* _Goal of the exercise_:
Working from the data below, reproduce exactly the lines starting at the one that holds "What React, TypeScript" and ending at the one that holds "const [selected, setSelected]". Pictures are excluded.

* _Records shown_:
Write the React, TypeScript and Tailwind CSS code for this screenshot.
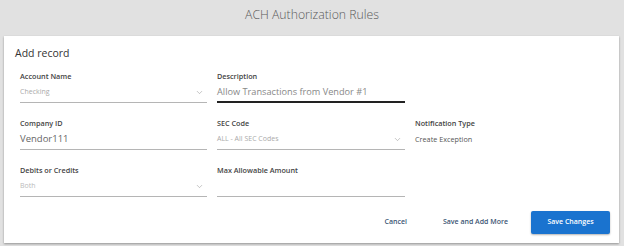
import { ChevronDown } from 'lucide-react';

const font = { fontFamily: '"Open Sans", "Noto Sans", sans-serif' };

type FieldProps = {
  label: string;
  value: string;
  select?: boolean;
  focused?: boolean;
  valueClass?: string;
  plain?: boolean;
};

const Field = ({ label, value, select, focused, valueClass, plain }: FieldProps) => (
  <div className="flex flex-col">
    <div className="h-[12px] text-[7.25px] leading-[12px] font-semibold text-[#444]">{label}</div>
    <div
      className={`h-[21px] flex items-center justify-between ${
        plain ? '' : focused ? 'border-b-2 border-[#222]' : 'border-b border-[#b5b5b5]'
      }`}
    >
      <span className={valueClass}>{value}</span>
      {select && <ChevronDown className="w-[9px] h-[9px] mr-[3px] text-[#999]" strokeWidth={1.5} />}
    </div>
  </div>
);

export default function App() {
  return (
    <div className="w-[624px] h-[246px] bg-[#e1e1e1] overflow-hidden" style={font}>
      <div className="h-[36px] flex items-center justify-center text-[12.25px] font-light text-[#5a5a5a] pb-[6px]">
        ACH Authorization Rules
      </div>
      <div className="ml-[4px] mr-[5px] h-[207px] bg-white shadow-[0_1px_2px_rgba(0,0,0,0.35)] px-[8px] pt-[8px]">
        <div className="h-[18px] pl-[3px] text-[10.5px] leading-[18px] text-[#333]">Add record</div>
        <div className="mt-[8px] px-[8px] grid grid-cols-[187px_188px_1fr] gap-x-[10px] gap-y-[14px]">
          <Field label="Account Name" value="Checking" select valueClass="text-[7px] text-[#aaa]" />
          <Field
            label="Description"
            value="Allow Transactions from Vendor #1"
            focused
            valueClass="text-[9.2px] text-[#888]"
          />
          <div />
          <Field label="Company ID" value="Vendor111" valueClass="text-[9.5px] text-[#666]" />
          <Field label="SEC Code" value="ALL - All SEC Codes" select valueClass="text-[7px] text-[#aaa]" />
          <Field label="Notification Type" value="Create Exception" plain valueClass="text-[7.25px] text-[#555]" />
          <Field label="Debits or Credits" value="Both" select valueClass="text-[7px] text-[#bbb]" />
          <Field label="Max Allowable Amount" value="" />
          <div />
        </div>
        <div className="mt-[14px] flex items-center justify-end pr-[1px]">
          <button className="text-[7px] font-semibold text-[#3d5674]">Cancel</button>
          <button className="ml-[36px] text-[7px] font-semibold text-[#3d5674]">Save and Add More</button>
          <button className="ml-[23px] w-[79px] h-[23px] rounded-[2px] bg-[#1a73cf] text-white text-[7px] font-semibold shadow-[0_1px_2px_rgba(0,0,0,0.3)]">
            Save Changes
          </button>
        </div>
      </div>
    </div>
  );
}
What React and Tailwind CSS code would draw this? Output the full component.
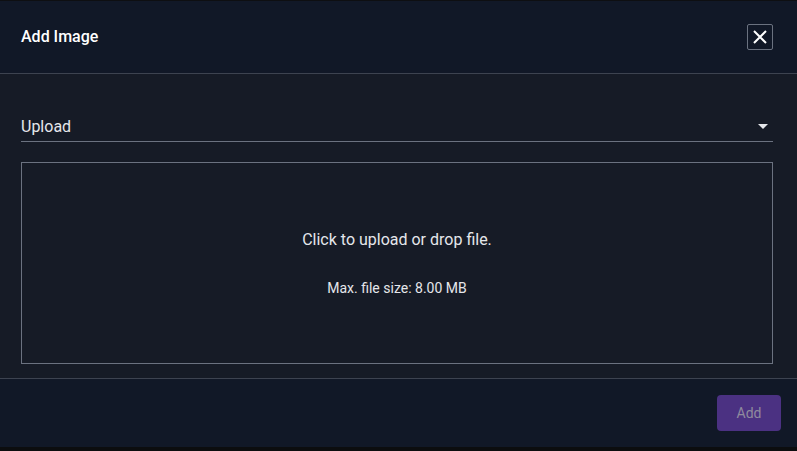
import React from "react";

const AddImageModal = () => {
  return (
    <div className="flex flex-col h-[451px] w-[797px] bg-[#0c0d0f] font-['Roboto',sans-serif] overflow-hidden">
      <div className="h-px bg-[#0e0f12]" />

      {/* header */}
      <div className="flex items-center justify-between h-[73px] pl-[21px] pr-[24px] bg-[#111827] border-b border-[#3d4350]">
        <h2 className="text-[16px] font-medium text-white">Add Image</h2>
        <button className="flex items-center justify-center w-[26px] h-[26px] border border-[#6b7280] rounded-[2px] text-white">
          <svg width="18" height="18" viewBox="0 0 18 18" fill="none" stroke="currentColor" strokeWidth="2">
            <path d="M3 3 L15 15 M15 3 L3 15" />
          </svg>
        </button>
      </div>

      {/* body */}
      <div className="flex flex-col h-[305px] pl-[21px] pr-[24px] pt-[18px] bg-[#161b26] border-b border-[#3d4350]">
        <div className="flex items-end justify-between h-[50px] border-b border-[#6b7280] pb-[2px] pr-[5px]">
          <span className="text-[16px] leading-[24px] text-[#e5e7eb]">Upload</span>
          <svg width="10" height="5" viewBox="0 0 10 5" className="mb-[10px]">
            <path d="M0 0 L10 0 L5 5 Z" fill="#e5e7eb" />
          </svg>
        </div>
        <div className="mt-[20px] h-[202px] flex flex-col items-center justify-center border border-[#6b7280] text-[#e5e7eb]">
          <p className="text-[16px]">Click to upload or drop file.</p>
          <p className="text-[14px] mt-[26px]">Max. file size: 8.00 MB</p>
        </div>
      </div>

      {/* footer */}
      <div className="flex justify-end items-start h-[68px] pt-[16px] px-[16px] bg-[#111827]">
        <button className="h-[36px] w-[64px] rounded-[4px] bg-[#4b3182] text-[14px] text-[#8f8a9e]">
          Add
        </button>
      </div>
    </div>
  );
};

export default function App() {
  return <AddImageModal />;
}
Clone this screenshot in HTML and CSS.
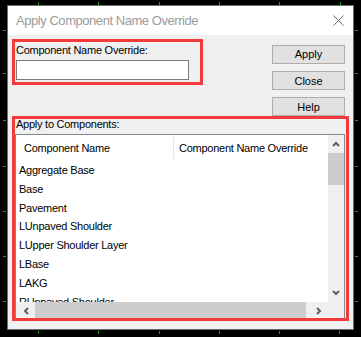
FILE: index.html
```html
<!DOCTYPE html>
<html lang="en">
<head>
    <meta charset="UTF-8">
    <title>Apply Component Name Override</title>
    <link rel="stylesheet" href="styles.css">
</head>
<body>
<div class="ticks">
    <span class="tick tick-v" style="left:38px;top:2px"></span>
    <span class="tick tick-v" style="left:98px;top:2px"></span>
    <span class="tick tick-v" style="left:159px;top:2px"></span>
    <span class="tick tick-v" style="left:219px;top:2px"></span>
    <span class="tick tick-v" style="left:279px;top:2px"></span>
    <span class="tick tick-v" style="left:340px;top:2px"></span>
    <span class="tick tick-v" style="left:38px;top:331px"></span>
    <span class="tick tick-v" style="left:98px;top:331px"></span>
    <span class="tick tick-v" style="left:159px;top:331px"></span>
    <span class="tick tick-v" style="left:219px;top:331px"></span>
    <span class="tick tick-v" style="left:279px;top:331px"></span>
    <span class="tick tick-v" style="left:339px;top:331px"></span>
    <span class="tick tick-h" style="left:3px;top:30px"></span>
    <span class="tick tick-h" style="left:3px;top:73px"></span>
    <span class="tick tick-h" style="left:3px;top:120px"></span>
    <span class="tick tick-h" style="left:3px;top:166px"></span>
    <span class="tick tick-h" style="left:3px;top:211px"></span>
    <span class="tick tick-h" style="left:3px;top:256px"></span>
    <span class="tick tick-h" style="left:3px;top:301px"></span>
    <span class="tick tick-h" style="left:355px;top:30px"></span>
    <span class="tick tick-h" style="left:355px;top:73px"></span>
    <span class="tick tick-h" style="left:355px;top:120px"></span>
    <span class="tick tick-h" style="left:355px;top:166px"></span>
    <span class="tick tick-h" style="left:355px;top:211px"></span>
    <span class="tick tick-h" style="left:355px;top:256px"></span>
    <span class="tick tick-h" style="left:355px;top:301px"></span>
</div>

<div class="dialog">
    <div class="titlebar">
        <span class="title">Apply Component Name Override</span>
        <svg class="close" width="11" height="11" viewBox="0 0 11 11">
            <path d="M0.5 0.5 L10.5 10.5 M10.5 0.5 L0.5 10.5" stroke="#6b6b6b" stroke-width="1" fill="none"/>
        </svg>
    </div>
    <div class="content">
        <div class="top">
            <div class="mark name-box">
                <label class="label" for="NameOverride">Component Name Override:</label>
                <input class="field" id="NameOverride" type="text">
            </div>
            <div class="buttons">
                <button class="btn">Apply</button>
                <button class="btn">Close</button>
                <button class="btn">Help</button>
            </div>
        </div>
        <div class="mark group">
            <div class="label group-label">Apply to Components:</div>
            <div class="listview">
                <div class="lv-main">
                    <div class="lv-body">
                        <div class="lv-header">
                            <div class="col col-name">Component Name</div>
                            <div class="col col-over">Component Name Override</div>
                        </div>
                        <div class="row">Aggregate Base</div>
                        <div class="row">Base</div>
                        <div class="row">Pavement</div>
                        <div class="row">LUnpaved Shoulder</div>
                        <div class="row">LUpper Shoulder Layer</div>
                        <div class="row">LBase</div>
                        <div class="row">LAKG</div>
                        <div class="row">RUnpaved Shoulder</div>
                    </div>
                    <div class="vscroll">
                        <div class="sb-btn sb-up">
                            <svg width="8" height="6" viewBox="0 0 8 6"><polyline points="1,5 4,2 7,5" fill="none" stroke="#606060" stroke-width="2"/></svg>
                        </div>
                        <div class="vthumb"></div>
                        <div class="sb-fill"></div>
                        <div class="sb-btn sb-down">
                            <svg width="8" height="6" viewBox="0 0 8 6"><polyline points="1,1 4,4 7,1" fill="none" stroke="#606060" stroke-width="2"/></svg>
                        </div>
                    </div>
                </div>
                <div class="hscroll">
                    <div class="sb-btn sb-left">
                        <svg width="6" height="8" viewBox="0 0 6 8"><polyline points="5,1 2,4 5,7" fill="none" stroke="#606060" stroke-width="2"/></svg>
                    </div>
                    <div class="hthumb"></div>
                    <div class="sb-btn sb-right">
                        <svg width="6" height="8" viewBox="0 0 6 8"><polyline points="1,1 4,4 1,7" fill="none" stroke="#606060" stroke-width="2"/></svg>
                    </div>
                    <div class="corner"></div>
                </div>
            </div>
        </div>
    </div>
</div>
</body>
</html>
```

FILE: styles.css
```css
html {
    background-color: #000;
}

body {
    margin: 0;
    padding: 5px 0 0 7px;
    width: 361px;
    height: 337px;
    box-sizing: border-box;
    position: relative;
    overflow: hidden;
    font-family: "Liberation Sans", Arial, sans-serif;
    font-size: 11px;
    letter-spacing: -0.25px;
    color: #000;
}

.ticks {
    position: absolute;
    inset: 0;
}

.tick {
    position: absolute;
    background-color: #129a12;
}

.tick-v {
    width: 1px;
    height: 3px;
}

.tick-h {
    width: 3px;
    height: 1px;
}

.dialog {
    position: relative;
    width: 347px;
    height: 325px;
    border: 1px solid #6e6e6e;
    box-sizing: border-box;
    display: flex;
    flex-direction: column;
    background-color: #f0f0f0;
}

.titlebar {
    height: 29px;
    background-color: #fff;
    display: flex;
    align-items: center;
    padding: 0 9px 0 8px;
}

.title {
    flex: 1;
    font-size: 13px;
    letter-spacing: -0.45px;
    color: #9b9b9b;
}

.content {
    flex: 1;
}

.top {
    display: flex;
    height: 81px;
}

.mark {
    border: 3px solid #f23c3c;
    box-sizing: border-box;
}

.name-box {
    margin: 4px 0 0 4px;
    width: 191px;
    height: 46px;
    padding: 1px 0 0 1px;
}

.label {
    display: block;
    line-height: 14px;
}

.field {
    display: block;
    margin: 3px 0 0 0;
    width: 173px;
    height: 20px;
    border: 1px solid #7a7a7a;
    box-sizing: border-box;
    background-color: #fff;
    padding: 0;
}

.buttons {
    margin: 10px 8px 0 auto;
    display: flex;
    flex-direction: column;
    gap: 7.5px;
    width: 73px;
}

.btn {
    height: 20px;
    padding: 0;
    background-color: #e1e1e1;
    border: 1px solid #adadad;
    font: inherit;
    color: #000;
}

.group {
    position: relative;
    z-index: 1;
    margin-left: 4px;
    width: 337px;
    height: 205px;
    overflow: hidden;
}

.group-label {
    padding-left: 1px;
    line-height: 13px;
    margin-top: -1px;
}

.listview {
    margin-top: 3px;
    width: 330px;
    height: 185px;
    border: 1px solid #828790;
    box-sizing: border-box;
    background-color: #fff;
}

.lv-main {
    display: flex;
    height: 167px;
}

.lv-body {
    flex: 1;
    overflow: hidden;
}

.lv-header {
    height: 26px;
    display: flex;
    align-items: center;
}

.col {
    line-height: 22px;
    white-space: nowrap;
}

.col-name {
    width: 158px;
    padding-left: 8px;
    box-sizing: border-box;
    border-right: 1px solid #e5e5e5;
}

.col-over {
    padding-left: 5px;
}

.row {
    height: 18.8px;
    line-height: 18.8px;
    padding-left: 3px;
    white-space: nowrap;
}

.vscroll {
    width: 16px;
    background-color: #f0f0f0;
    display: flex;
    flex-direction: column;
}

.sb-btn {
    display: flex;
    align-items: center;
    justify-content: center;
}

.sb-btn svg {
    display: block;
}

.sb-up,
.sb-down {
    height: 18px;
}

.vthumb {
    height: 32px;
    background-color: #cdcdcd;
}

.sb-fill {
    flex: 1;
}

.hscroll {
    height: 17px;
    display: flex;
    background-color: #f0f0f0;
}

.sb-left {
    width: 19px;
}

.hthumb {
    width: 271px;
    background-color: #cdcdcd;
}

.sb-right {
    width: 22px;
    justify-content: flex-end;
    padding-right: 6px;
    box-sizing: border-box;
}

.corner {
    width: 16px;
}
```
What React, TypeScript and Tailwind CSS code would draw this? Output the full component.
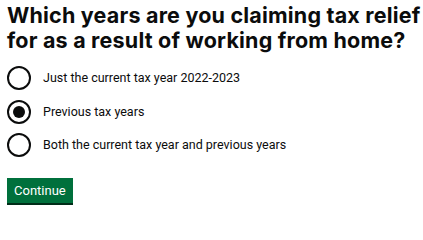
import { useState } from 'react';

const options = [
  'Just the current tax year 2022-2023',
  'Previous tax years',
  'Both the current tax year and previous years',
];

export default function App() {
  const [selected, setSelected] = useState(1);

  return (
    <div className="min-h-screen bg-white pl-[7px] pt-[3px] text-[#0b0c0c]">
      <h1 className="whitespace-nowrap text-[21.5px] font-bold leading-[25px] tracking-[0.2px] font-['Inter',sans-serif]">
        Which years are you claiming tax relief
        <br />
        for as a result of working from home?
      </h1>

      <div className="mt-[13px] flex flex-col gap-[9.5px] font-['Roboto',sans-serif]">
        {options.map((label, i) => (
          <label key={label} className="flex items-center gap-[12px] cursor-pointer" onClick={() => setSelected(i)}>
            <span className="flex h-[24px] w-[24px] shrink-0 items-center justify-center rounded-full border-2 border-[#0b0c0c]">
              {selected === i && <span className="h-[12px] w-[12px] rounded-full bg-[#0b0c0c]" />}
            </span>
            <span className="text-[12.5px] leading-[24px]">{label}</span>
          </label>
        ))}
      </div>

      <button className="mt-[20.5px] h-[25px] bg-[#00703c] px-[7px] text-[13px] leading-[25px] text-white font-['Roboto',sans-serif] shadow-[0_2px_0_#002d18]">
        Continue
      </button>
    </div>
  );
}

* _Written answer_:
What React, TypeScript and Tailwind CSS code would draw this? Output the full component.
import { useState } from 'react';

const options = [
  'Just the current tax year 2022-2023',
  'Previous tax years',
  'Both the current tax year and previous years',
];

export default function App() {
  const [selected, setSelected] = useState(1);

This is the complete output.